Kurt Saindon is just as familiar with humor as he is with sleeping outside. From his sales point along Tom McCall Waterfront Park, he peppers passersby with an assortment of jokes. His goofy antics are part of his pitch to sell Street Roots newspaper, because, he says, he prefers his customers to be at leisure as he enthusiastically engages with them about the content of the paper and the joys of being a human. Spend time around Kurt and you will immediately become aware of the good-natured charisma that he brings to every conversation.
Kurt’s experience with homelessness began after being released from the military. He was prescribed an array of medications for his PTSD.
“The only difference between the addicts on the street and me was I had a prescription. I was a legitimate walking dope addict.” Kurt then went on a spiritual journey to rid himself of the numbness prescription opiates often bring. He started working for the street newspaper in Colorado and then was employed by the Colorado State Hospital as peer support, transitioning patients as they left the facility. He left Colorado’s cold weather to seek a similar peer support position at the Oregon State Hospital. He needs to volunteer there for 30 days and in the meantime is working with Street Roots to sustain his living. “This paper truly helps people transition; I’ve already seen it in the short time that I’ve been here”

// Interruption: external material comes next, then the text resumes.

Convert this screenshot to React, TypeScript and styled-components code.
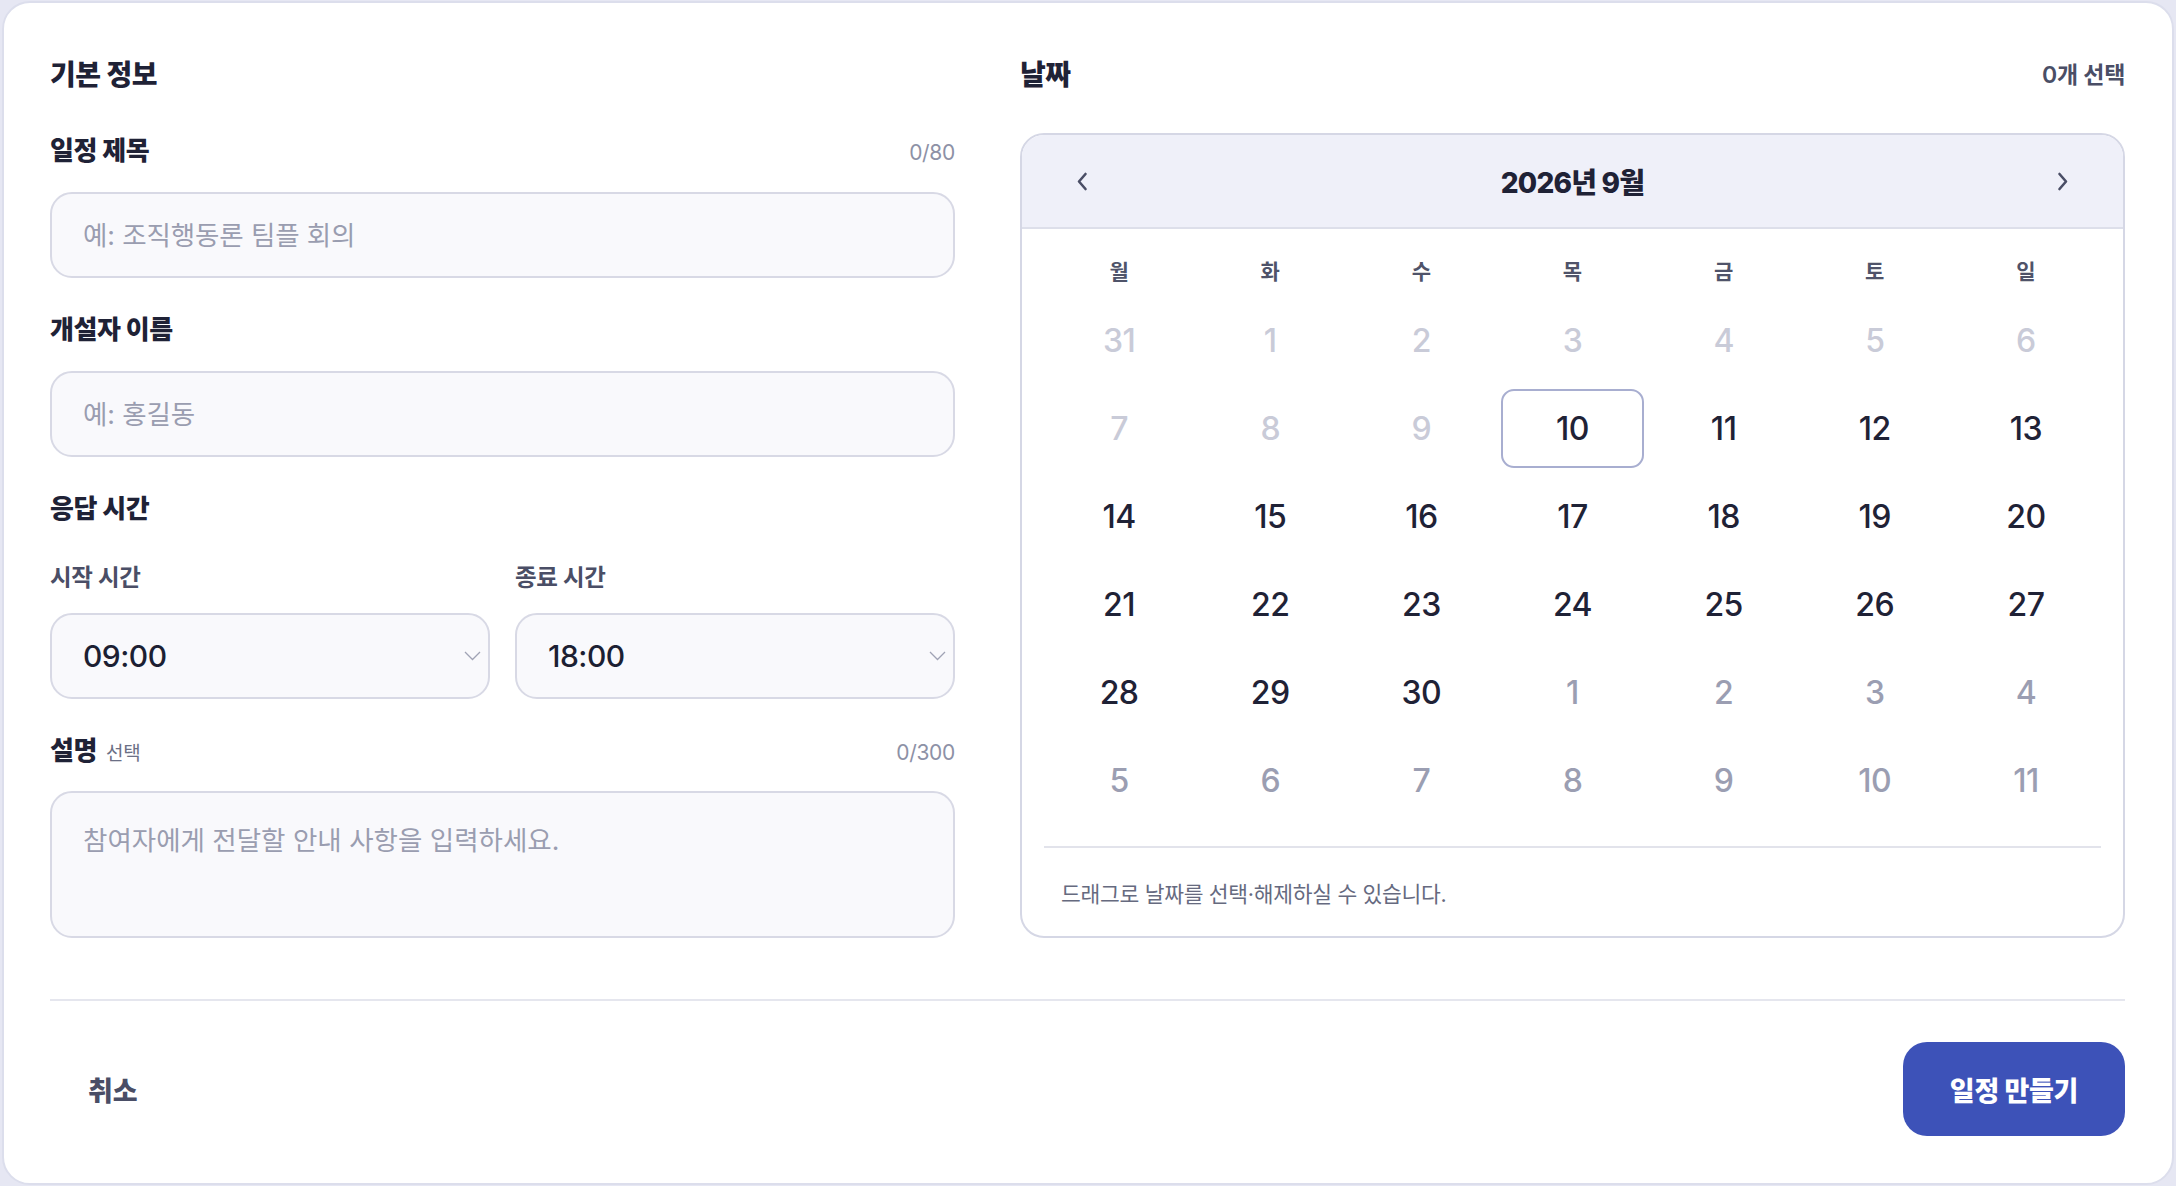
import styled, { createGlobalStyle } from "styled-components";

const GlobalStyle = createGlobalStyle`
  html, body {
    margin: 0;
    background: #e6e7f3;
  }
  body {
    font-family: "Inter", "Noto Sans CJK KR", "Noto Sans", sans-serif;
    color: #1f2236;
  }
  * {
    box-sizing: border-box;
  }
`;

const Page = styled.div`
  padding: 1px 2px;
`;

const Card = styled.div`
  background: #ffffff;
  border: 2px solid #dcdeec;
  border-radius: 28px;
  padding: 53px 47px 47px 46px;
`;

const Columns = styled.div`
  display: grid;
  grid-template-columns: 905px 1fr;
  column-gap: 65px;
`;

const Column = styled.div`
  display: flex;
  flex-direction: column;
`;

const SectionHead = styled.div`
  display: flex;
  justify-content: space-between;
  align-items: center;
  height: 34px;
  margin-bottom: 43px;
`;

const SectionTitle = styled.h2`
  margin: 0;
  font-size: 28px;
  font-weight: 800;
  letter-spacing: -0.4px;
  color: #1f2236;
`;

const SelectedCount = styled.span`
  font-size: 23px;
  font-weight: 600;
  color: #4a4e66;
  letter-spacing: -0.3px;
`;

const Fields = styled.div`
  display: flex;
  flex-direction: column;
  gap: 34px;
`;

const Field = styled.div<{ $gap?: number }>`
  display: flex;
  flex-direction: column;
  gap: ${(p) => p.$gap ?? 23}px;
`;

const FieldHead = styled.div`
  display: flex;
  justify-content: space-between;
  align-items: baseline;
  height: 36px;
  line-height: 36px;
`;

const Label = styled.label`
  font-size: 26px;
  font-weight: 800;
  color: #1f2236;
  letter-spacing: -0.4px;
  display: flex;
  align-items: baseline;
  gap: 9px;
`;

const Optional = styled.span`
  font-size: 19px;
  font-weight: 400;
  color: #6b6f85;
  letter-spacing: -0.3px;
`;

const Counter = styled.span`
  font-size: 21px;
  font-weight: 400;
  color: #8d91a6;
  letter-spacing: -0.3px;
`;

const TextInput = styled.input`
  height: 86px;
  width: 100%;
  border: 2px solid #d8d9e5;
  border-radius: 22px;
  background: #f9f9fc;
  padding: 0 31px;
  font-family: "Inter", "Noto Sans CJK KR", sans-serif;
  font-size: 26.5px;
  color: #1f2236;
  outline: none;
  letter-spacing: -0.1px;

  &::placeholder {
    color: #9a9db0;
  }
`;

const TextArea = styled.textarea`
  height: 147px;
  width: 100%;
  border: 2px solid #d8d9e5;
  border-radius: 22px;
  background: #f9f9fc;
  padding: 28px 31px;
  font-family: "Inter", "Noto Sans CJK KR", sans-serif;
  font-size: 26.5px;
  line-height: 38px;
  color: #1f2236;
  outline: none;
  resize: none;
  letter-spacing: 0;

  &::placeholder {
    color: #9a9db0;
  }
`;

const TimeGrid = styled.div`
  display: grid;
  grid-template-columns: 1fr 1fr;
  column-gap: 25px;
`;

const SubLabel = styled.span`
  font-size: 23.5px;
  font-weight: 700;
  color: #4a4e66;
  line-height: 28px;
  height: 28px;
  letter-spacing: -0.3px;
`;

const SelectBox = styled.div`
  height: 86px;
  border: 2px solid #d8d9e5;
  border-radius: 22px;
  background: #f9f9fc;
  padding: 0 7px 0 31px;
  display: flex;
  align-items: center;
  justify-content: space-between;
`;

const SelectValue = styled.span`
  font-size: 30px;
  font-weight: 500;
  color: #1c1f33;
  letter-spacing: -0.5px;
`;

const Calendar = styled.div`
  border: 2px solid #d5d7e5;
  border-radius: 24px;
  overflow: hidden;
  background: #ffffff;
`;

const CalHeader = styled.div`
  height: 94px;
  background: #eff0f9;
  border-bottom: 2px solid #dddfea;
  display: flex;
  align-items: center;
  justify-content: space-between;
  padding: 0 54px;
`;

const NavButton = styled.button`
  border: none;
  background: transparent;
  padding: 0;
  display: flex;
  align-items: center;
  cursor: pointer;
`;

const MonthTitle = styled.span`
  font-size: 28px;
  font-weight: 800;
  color: #1f2236;
  letter-spacing: -0.8px;
`;

const CalBody = styled.div`
  padding: 20px 26px 0;
`;

const WeekRow = styled.div`
  display: grid;
  grid-template-columns: repeat(7, 1fr);
  column-gap: 9px;
  height: 42px;
  align-items: center;
`;

const WeekDay = styled.span`
  text-align: center;
  font-size: 21px;
  font-weight: 700;
  color: #4f5369;
`;

const DayGrid = styled.div`
  display: grid;
  grid-template-columns: repeat(7, 1fr);
  grid-auto-rows: 79px;
  gap: 9px;
  margin-top: 10px;
`;

type DayKind = "past" | "today" | "current" | "next";

const dayColors: Record<DayKind, string> = {
  past: "#c9cbd8",
  today: "#1f2236",
  current: "#1f2236",
  next: "#9b9eb2",
};

const DayCell = styled.div<{ $kind: DayKind }>`
  display: flex;
  align-items: center;
  justify-content: center;
  font-size: 32px;
  font-weight: 500;
  letter-spacing: -0.5px;
  color: ${(p) => dayColors[p.$kind]};
  border-radius: 13px;
  border: 2px solid ${(p) => (p.$kind === "today" ? "#a8aed0" : "transparent")};
  user-select: none;
`;

const CalDivider = styled.div`
  height: 2px;
  background: #e2e3eb;
  margin: 26px 22px 0;
`;

const CalNote = styled.p`
  margin: 0;
  height: 88px;
  display: flex;
  align-items: center;
  padding-left: 39px;
  font-size: 21.5px;
  color: #666a7f;
  letter-spacing: -0.3px;
`;

const Divider = styled.hr`
  border: none;
  height: 2px;
  background: #e5e6ee;
  margin: 61px 0 0;
`;

const Footer = styled.div`
  display: flex;
  justify-content: space-between;
  align-items: center;
  margin-top: 41px;
`;

const CancelButton = styled.button`
  border: none;
  background: transparent;
  padding: 0 38px;
  height: 94px;
  font-family: "Inter", "Noto Sans CJK KR", sans-serif;
  font-size: 27px;
  font-weight: 800;
  color: #4a4e66;
  cursor: pointer;
`;

const SubmitButton = styled.button`
  border: none;
  background: #3d52b8;
  color: #ffffff;
  width: 222px;
  height: 94px;
  border-radius: 24px;
  font-family: "Inter", "Noto Sans CJK KR", sans-serif;
  font-size: 27px;
  font-weight: 800;
  letter-spacing: -0.3px;
  cursor: pointer;
`;

const ChevronDown = () => (
  <svg width="17" height="10" viewBox="0 0 17 10" fill="none">
    <polyline points="1,1 8.5,8.5 16,1" stroke="#a0a3b5" strokeWidth="1.3" />
  </svg>
);

const ChevronSide = ({ dir }: { dir: "left" | "right" }) => (
  <svg width="12" height="19" viewBox="0 0 12 19" fill="none">
    <polyline
      points={dir === "left" ? "9.5,2 3,9.5 9.5,17" : "2.5,2 9,9.5 2.5,17"}
      stroke="#4a4e66"
      strokeWidth="2.6"
      strokeLinecap="round"
      strokeLinejoin="round"
    />
  </svg>
);

const WEEKDAYS = ["월", "화", "수", "목", "금", "토", "일"];

const buildDays = () => {
  const days: { label: number; kind: DayKind }[] = [];
  for (let i = 0; i < 42; i++) {
    if (i === 0) {
      days.push({ label: 31, kind: "past" });
    } else if (i <= 30) {
      const kind: DayKind = i < 10 ? "past" : i === 10 ? "today" : "current";
      days.push({ label: i, kind });
    } else {
      days.push({ label: i - 30, kind: "next" });
    }
  }
  return days;
};

export default function App() {
  const days = buildDays();

  return (
    <Page>
      <GlobalStyle />
      <Card>
        <Columns>
          <Column>
            <SectionHead>
              <SectionTitle>기본 정보</SectionTitle>
            </SectionHead>
            <Fields>
              <Field>
                <FieldHead>
                  <Label>일정 제목</Label>
                  <Counter>0/80</Counter>
                </FieldHead>
                <TextInput placeholder="예: 조직행동론 팀플 회의" />
              </Field>
              <Field>
                <FieldHead>
                  <Label>개설자 이름</Label>
                </FieldHead>
                <TextInput placeholder="예: 홍길동" />
              </Field>
              <Field $gap={37}>
                <FieldHead>
                  <Label>응답 시간</Label>
                </FieldHead>
                <TimeGrid>
                  <Field $gap={21}>
                    <SubLabel>시작 시간</SubLabel>
                    <SelectBox>
                      <SelectValue>09:00</SelectValue>
                      <ChevronDown />
                    </SelectBox>
                  </Field>
                  <Field $gap={21}>
                    <SubLabel>종료 시간</SubLabel>
                    <SelectBox>
                      <SelectValue>18:00</SelectValue>
                      <ChevronDown />
                    </SelectBox>
                  </Field>
                </TimeGrid>
              </Field>
              <Field $gap={22}>
                <FieldHead>
                  <Label>
                    설명 <Optional>선택</Optional>
                  </Label>
                  <Counter>0/300</Counter>
                </FieldHead>
                <TextArea placeholder="참여자에게 전달할 안내 사항을 입력하세요." />
              </Field>
            </Fields>
          </Column>

          <Column>
            <SectionHead>
              <SectionTitle>날짜</SectionTitle>
              <SelectedCount>0개 선택</SelectedCount>
            </SectionHead>
            <Calendar>
              <CalHeader>
                <NavButton aria-label="이전 달">
                  <ChevronSide dir="left" />
                </NavButton>
                <MonthTitle>2026년 9월</MonthTitle>
                <NavButton aria-label="다음 달">
                  <ChevronSide dir="right" />
                </NavButton>
              </CalHeader>
              <CalBody>
                <WeekRow>
                  {WEEKDAYS.map((d) => (
                    <WeekDay key={d}>{d}</WeekDay>
                  ))}
                </WeekRow>
                <DayGrid>
                  {days.map((d, i) => (
                    <DayCell key={i} $kind={d.kind}>
                      {d.label}
                    </DayCell>
                  ))}
                </DayGrid>
              </CalBody>
              <CalDivider />
              <CalNote>드래그로 날짜를 선택·해제하실 수 있습니다.</CalNote>
            </Calendar>
          </Column>
        </Columns>

        <Divider />
        <Footer>
          <CancelButton>취소</CancelButton>
          <SubmitButton>일정 만들기</SubmitButton>
        </Footer>
      </Card>
    </Page>
  );
}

Kurt says humor “takes some of the sting away” from the stigma of not having a home. “I just want to say thank you for all of the random acts of kindness along the way.” If you ever spend a few moments with Kurt, you are sure to be a recipient of some of this kindness.
“This community fooled me, I’m so used to the government and churches being the ones to take care of those struggling with homelessness, Portland is not like that. This community takes care of this community.”